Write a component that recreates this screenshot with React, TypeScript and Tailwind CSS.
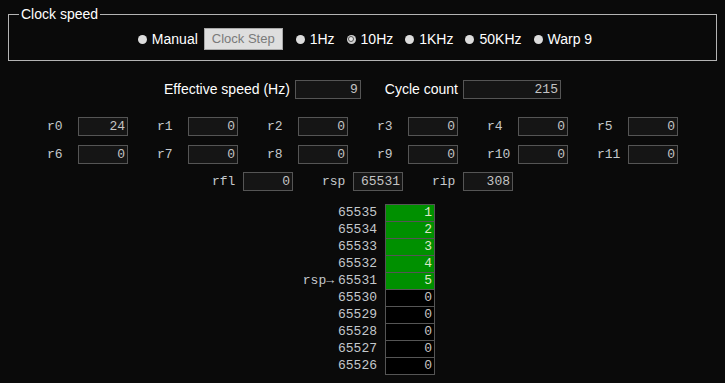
const mono = "font-['Liberation_Mono','DejaVu_Sans_Mono',monospace]";

interface RadioProps {
  label: string;
  checked?: boolean;
}

function Radio({ label, checked = false }: RadioProps) {
  return (
    <div className="flex items-center">
      {checked ? (
        <span className="flex h-[9px] w-[9px] items-center justify-center rounded-full bg-[#cfcfcf]">
          <span className="h-[6px] w-[6px] rounded-full border-[1.5px] border-[#555] bg-[#e8e8e8]" />
        </span>
      ) : (
        <span className="h-[9px] w-[9px] rounded-full bg-[#dcdcdc]" />
      )}
      <span className="ml-[5px]">{label}</span>
    </div>
  );
}

function Field({ value, w }: { value: number | string; w: string }) {
  return (
    <div
      className={`${w} ${mono} h-[19px] border border-[#555] bg-[#151515] pr-[2px] text-right text-[13px] leading-[17px] text-[#c4c4c4]`}
    >
      {value}
    </div>
  );
}

function Reg({ name, value }: { name: string; value: number }) {
  return (
    <div className="flex w-[81px] items-center">
      <span className={`${mono} w-[31px] text-[13px] text-[#c4c8cc]`}>{name}</span>
      <Field value={value} w="w-[50px]" />
    </div>
  );
}

const stack = [
  { addr: 65535, value: 1, used: true },
  { addr: 65534, value: 2, used: true },
  { addr: 65533, value: 3, used: true },
  { addr: 65532, value: 4, used: true },
  { addr: 65531, value: 5, used: true, ptr: "rsp→" },
  { addr: 65530, value: 0 },
  { addr: 65529, value: 0 },
  { addr: 65528, value: 0 },
  { addr: 65527, value: 0 },
  { addr: 65526, value: 0 },
];

export default function App() {
  const rows = [
    ["r0", 24], ["r1", 0], ["r2", 0], ["r3", 0], ["r4", 0], ["r5", 0],
  ] as const;
  const rows2 = [
    ["r6", 0], ["r7", 0], ["r8", 0], ["r9", 0], ["r10", 0], ["r11", 0],
  ] as const;

  return (
    <div className="min-h-screen bg-[#0a0a0a] px-[8px] pt-[6px] font-['Liberation_Sans',Arial,sans-serif] text-[14px] text-white">
      <fieldset className="border border-[#b4b4b4] px-[10px] pt-[6px] pb-[10px]">
        <legend className="px-[2px] leading-[16px]">Clock speed</legend>
        <div className="flex h-[22px] items-center justify-center pl-[5px]">
          <Radio label="Manual" />
          <button className="ml-[6px] h-[22px] border border-[#a8a8a8] bg-[#dedede] px-[7px] text-[13px] text-[#7a7a7a]">
            Clock Step
          </button>
          <div className="ml-[13px] flex items-center gap-[12px]">
            <Radio label="1Hz" />
            <Radio label="10Hz" checked />
            <Radio label="1KHz" />
            <Radio label="50KHz" />
            <Radio label="Warp 9" />
          </div>
        </div>
      </fieldset>

      <div className="mt-[18px] flex items-center justify-center">
        <span>Effective speed (Hz)</span>
        <div className="ml-[5px]">
          <Field value={9} w="w-[66px]" />
        </div>
        <span className="ml-[24px]">Cycle count</span>
        <div className="ml-[5px]">
          <Field value={215} w="w-[98px]" />
        </div>
      </div>

      <div className="mt-[17px] flex flex-col items-center gap-[8px]">
        <div className="flex gap-x-[29px]">
          {rows.map(([n, v]) => (
            <Reg key={n} name={n} value={v} />
          ))}
        </div>
        <div className="flex gap-x-[29px]">
          {rows2.map(([n, v]) => (
            <Reg key={n} name={n} value={v} />
          ))}
        </div>
        <div className="flex gap-x-[29px]">
          <Reg name="rfl" value={0} />
          <Reg name="rsp" value={65531} />
          <Reg name="rip" value={308} />
        </div>
      </div>

      <div className={`${mono} mt-[12px] flex flex-col items-center text-[13px] leading-[16px]`}>
        {stack.map((s, i) => (
          <div key={s.addr} className={`flex items-center ${i > 0 ? "-mt-px" : ""}`}>
            <span className="w-[44px] text-right text-[#c4c8cc]">{s.ptr ?? ""}</span>
            <span className="ml-[4px] w-[39px] text-right text-[#c4c8cc]">{s.addr}</span>
            <div
              className={`ml-[8px] h-[18px] w-[50px] border border-[#555] pr-[2px] text-right ${
                s.used ? "bg-[#009000] text-[#dde8c8]" : "bg-black text-[#c8c4c0]"
              }`}
            >
              {s.value}
            </div>
          </div>
        ))}
      </div>
    </div>
  );
}
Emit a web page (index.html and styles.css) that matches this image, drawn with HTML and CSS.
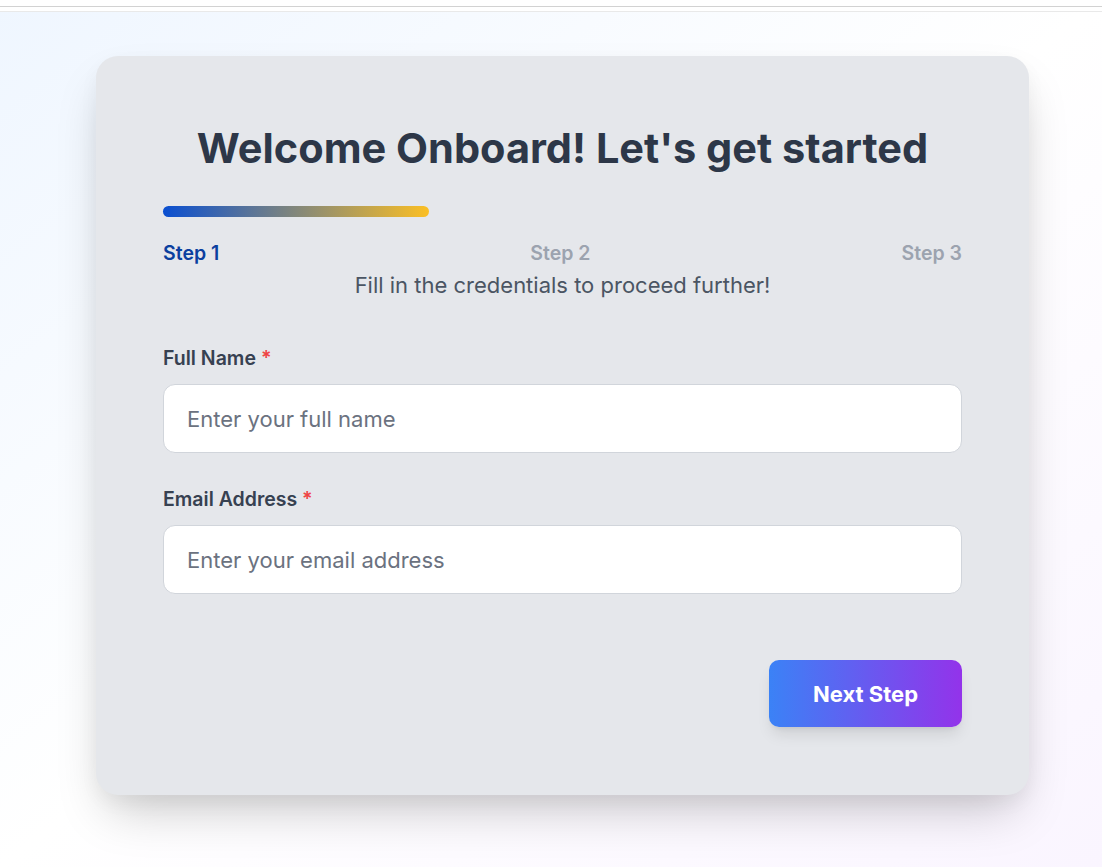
FILE: index.html
```html
<!DOCTYPE html>
<html lang="en">
<head>
<meta charset="utf-8">
<title>Onboarding</title>
<link rel="stylesheet" href="styles.css">
</head>
<body>
<div class="topbar"></div>
<main class="page">
  <section class="card">
    <h1 class="title">Welcome Onboard! Let's get started</h1>
    <div class="progress"><div class="progress-fill" style="width:33.33%"></div></div>
    <div class="steps">
      <span class="step active">Step 1</span>
      <span class="step">Step 2</span>
      <span class="step">Step 3</span>
    </div>
    <p class="subtitle">Fill in the credentials to proceed further!</p>
    <form class="form">
      <div class="field">
        <label class="label">Full Name <span class="req">*</span></label>
        <input class="input" type="text" placeholder="Enter your full name">
      </div>
      <div class="field">
        <label class="label">Email Address <span class="req">*</span></label>
        <input class="input" type="email" placeholder="Enter your email address">
      </div>
      <div class="actions">
        <button type="button" class="btn">Next Step</button>
      </div>
    </form>
  </section>
</main>
</body>
</html>
```
FILE: styles.css
```css
* { box-sizing: border-box; }
html, body { margin: 0; padding: 0; }
body {
  height: 867px;
  overflow: hidden;
  font-family: Inter, "Noto Sans", sans-serif;
  background: linear-gradient(to bottom right, #eff6ff 0%, #ffffff 50%, #faf5ff 100%);
}
.topbar {
  height: 12px;
  background: #fff;
  border-top: 6px solid #fff;
  border-bottom: 1px solid #e9e9e9;
  box-shadow: inset 0 1px 0 #d2d2d2;
}
.page {
  padding: 44px 0 0 96px;
}
.card {
  width: 933px;
  height: 739px;
  background: #e5e7eb;
  border-radius: 22px;
  padding: 66px 67px 0;
  box-shadow: 0 25px 50px -12px rgba(0,0,0,0.22), 0 8px 20px rgba(0,0,0,0.04);
}
.title {
  margin: 0;
  text-align: center;
  font-size: 41.5px;
  line-height: 52px;
  font-weight: 700;
  color: #2d3748;
}
.progress {
  margin-top: 32px;
  height: 11px;
  border-radius: 999px;
}
.progress-fill {
  height: 100%;
  border-radius: 999px;
  background: linear-gradient(90deg, #0a4fd1, #fbbf24);
}
.steps {
  display: flex;
  justify-content: space-between;
  margin-top: 24px;
  font-size: 19.5px;
  line-height: 24px;
  font-weight: 600;
}
.step { color: #9ca3af; }
.step.active { color: #0b3f9f; }
.subtitle {
  margin: 6px 0 0;
  text-align: center;
  font-size: 22px;
  line-height: 28px;
  color: #4b5563;
}
.form {
  margin-top: 47px;
  display: flex;
  flex-direction: column;
}
.field {
  display: flex;
  flex-direction: column;
  gap: 14px;
  margin-bottom: 34px;
}
.label {
  font-size: 19.5px;
  line-height: 24px;
  font-weight: 600;
  color: #374151;
}
.req { color: #ef4444; }
.input {
  height: 69px;
  width: 100%;
  padding: 0 23px;
  border: 1px solid #d1d5db;
  border-radius: 12px;
  background: #fff;
  font-family: inherit;
  font-size: 22px;
  color: #111827;
  outline: none;
}
.input::placeholder { color: #6b7280; }
.actions {
  display: flex;
  justify-content: flex-end;
  margin-top: 32px;
}
.btn {
  width: 193px;
  height: 67px;
  border: none;
  border-radius: 10px;
  background: linear-gradient(90deg, #3b82f6, #9333ea);
  color: #fff;
  font-family: inherit;
  font-size: 22px;
  font-weight: 700;
  box-shadow: 0 10px 15px -3px rgba(0,0,0,0.1), 0 4px 6px -4px rgba(0,0,0,0.1);
  cursor: pointer;
}
```
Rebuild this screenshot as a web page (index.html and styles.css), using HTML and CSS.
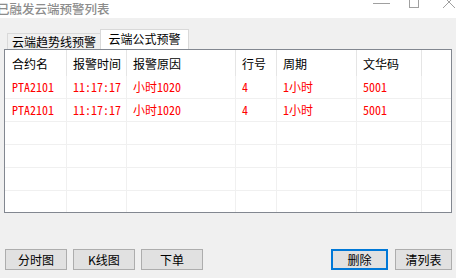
FILE: index.html
```html
<!DOCTYPE html>
<html lang="zh">
<head>
<meta charset="utf-8">
<title>云端预警列表</title>
<link rel="stylesheet" href="styles.css">
</head>
<body>
<div class="titlebar">
  <span class="title">已融发云端预警列表</span>
  <svg class="wincontrols" width="90" height="18" viewBox="366 0 90 18">
    <line x1="373" y1="3.5" x2="390" y2="3.5" stroke="#a0a0a0" stroke-width="1"/>
    <rect x="409.5" y="-3.5" width="9" height="11" fill="none" stroke="#a0a0a0" stroke-width="1"/>
    <line x1="443" y1="-4" x2="455" y2="8" stroke="#a0a0a0" stroke-width="1"/>
    <line x1="455" y1="-4" x2="443" y2="8" stroke="#a0a0a0" stroke-width="1"/>
  </svg>
</div>
<div class="tabs">
  <div class="tab">云端趋势线预警</div>
  <div class="tab active">云端公式预警</div>
</div>
<div class="list">
  <div class="row head">
    <div class="cell">合约名</div><div class="cell">报警时间</div><div class="cell">报警原因</div><div class="cell">行号</div><div class="cell">周期</div><div class="cell">文华码</div><div class="cell last"></div>
  </div>
  <div class="row data">
    <div class="cell">PTA2101</div><div class="cell">11:17:17</div><div class="cell">小时1020</div><div class="cell">4</div><div class="cell">1小时</div><div class="cell">5001</div><div class="cell last"></div>
  </div>
  <div class="row data">
    <div class="cell">PTA2101</div><div class="cell">11:17:17</div><div class="cell">小时1020</div><div class="cell">4</div><div class="cell">1小时</div><div class="cell">5001</div><div class="cell last"></div>
  </div>
  <div class="row data">
    <div class="cell"></div><div class="cell"></div><div class="cell"></div><div class="cell"></div><div class="cell"></div><div class="cell"></div><div class="cell last"></div>
  </div>
  <div class="row data">
    <div class="cell"></div><div class="cell"></div><div class="cell"></div><div class="cell"></div><div class="cell"></div><div class="cell"></div><div class="cell last"></div>
  </div>
  <div class="row data">
    <div class="cell"></div><div class="cell"></div><div class="cell"></div><div class="cell"></div><div class="cell"></div><div class="cell"></div><div class="cell last"></div>
  </div>
  <div class="row data">
    <div class="cell"></div><div class="cell"></div><div class="cell"></div><div class="cell"></div><div class="cell"></div><div class="cell"></div><div class="cell last"></div>
  </div>
</div>
<div class="buttons">
  <div class="group">
    <button class="btn">分时图</button>
    <button class="btn">K线图</button>
    <button class="btn">下单</button>
  </div>
  <div class="group right">
    <button class="btn small default">删除</button>
    <button class="btn small">清列表</button>
  </div>
</div>
</body>
</html>
```
FILE: styles.css
```css
* { box-sizing: border-box; }

body {
  margin: 0;
  width: 456px;
  height: 278px;
  overflow: hidden;
  background: #f0f0f0;
  font-family: "Noto Sans CJK SC", sans-serif;
  font-size: 12px;
  color: #000;
}

.titlebar {
  height: 18px;
  background: #fff;
  display: flex;
  justify-content: space-between;
  align-items: flex-start;
  overflow: hidden;
}

.title {
  margin-left: -3px;
  font-size: 12.5px;
  line-height: 17px;
  font-weight: 500;
  color: #8c8c8c;
  white-space: nowrap;
}

.wincontrols { display: block; }

.tabs {
  height: 31px;
  display: flex;
  align-items: flex-end;
  padding-left: 7px;
}

.tab {
  width: 94px;
  height: 16px;
  border: 1px solid #d9d9d9;
  border-bottom: none;
  background: #f0f0f0;
  line-height: 15px;
  text-align: center;
  white-space: nowrap;
}

.tab.active {
  width: 89px;
  height: 20px;
  margin-left: -1px;
  padding-top: 1px;
  background: #fff;
}

.list {
  margin-left: 4px;
  width: 448px;
  height: 164px;
  border: 1px solid #828790;
  background: #fff;
  overflow: hidden;
}

.row {
  display: grid;
  grid-template-columns: 62px 60px 109px 41px 80px 65px 29px;
  height: 23px;
  border-bottom: 1px solid #f0f0f0;
}

.row.head {
  height: 26px;
  border-bottom: none;
}

.cell {
  border-right: 1px solid #f0f0f0;
  padding-left: 6px;
  line-height: 22px;
  white-space: nowrap;
  overflow: hidden;
}

.cell:first-child { padding-left: 7px; }
.cell.last { border-right: none; }

.head .cell {
  border-right-color: #e5e5e5;
  line-height: 24px;
  padding-top: 2px;
}
.head .cell.last { border-right: none; }

.data .cell {
  color: #ff0000;
  font-family: "Noto Sans Mono CJK SC", "Liberation Mono", monospace;
}

.buttons {
  margin-top: 36px;
  padding: 0 4px 0 5px;
  display: flex;
  justify-content: space-between;
}

.group {
  display: flex;
  gap: 6px;
}

.group.right { gap: 7px; }

.btn {
  width: 62px;
  height: 21px;
  padding: 0;
  margin: 0;
  background: #e1e1e1;
  border: 1px solid #adadad;
  font-family: "Noto Sans CJK SC", sans-serif;
  font-size: 12px;
  line-height: 18px;
  color: #000;
}

.btn.small { width: 57px; }

.btn.default { border: 2px solid #0078d7; }
```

• What is required:
Gather and copy every line of the data in which the string "this" is found.

• Exercise result:
Write a component that recreates this screenshot with React, TypeScript and Tailwind CSS.
Emit a web page (index.html and styles.css) that matches this image, drawn with HTML and CSS.
Rebuild this screenshot as a web page (index.html and styles.css), using HTML and CSS.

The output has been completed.